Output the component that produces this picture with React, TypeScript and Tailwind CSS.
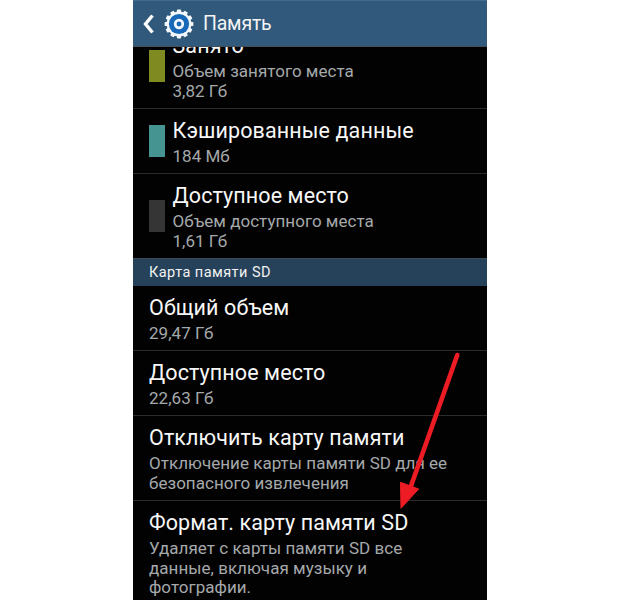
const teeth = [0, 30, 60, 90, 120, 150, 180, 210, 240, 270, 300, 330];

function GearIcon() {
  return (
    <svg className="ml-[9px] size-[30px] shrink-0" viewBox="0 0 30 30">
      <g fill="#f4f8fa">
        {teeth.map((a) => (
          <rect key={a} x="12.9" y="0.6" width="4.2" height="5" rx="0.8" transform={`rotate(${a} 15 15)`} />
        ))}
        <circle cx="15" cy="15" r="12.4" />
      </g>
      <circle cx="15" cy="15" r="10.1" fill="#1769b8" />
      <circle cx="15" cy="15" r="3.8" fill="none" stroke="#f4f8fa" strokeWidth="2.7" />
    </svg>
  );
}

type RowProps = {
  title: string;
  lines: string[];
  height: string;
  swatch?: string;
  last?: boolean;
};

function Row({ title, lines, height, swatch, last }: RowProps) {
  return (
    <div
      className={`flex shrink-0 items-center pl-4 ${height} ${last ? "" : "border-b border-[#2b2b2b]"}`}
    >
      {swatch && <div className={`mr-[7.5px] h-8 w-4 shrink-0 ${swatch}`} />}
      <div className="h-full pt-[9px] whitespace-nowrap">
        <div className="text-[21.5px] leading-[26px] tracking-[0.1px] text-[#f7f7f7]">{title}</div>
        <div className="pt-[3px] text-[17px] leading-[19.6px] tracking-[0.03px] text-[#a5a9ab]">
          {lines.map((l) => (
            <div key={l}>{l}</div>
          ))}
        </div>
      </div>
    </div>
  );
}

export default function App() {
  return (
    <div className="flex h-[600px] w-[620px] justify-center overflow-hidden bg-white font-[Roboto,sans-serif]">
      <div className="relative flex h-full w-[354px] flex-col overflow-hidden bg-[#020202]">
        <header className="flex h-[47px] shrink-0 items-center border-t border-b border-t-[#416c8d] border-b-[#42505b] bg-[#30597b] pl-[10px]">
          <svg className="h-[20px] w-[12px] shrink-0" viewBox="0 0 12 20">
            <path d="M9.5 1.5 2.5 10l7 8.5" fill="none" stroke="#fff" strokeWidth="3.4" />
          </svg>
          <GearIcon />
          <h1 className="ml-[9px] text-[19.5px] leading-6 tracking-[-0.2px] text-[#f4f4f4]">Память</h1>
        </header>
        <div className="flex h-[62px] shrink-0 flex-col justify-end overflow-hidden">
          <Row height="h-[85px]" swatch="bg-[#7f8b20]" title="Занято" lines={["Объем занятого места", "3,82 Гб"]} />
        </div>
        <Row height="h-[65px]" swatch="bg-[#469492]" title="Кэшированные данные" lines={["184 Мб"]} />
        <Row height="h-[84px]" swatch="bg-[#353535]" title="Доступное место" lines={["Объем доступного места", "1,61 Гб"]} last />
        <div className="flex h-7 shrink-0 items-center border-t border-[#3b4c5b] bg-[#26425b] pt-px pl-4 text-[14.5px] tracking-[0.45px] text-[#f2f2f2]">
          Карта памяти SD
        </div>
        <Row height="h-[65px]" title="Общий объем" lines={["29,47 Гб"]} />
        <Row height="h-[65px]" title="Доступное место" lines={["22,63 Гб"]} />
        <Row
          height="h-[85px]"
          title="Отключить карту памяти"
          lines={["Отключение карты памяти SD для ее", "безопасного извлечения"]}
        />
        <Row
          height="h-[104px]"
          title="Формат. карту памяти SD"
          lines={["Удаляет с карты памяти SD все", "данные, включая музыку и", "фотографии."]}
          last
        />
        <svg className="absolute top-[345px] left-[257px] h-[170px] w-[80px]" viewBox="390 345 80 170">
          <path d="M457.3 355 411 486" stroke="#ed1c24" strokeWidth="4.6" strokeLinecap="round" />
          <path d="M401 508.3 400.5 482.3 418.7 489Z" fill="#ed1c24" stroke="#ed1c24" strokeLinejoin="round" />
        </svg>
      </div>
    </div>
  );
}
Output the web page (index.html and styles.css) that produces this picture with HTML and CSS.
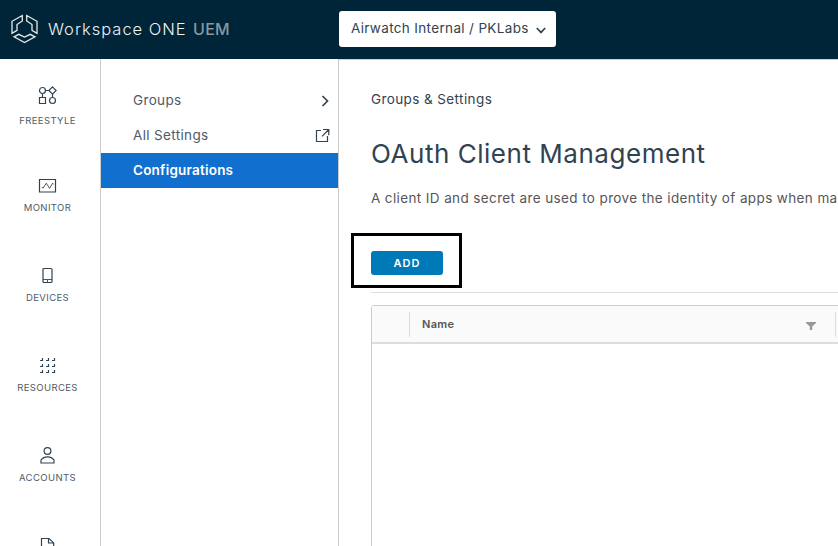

******

In the lines above, locate the string "this". Copy every line where it occurs.

Output the component that produces this picture with React, TypeScript and Tailwind CSS.
Output the web page (index.html and styles.css) that produces this picture with HTML and CSS.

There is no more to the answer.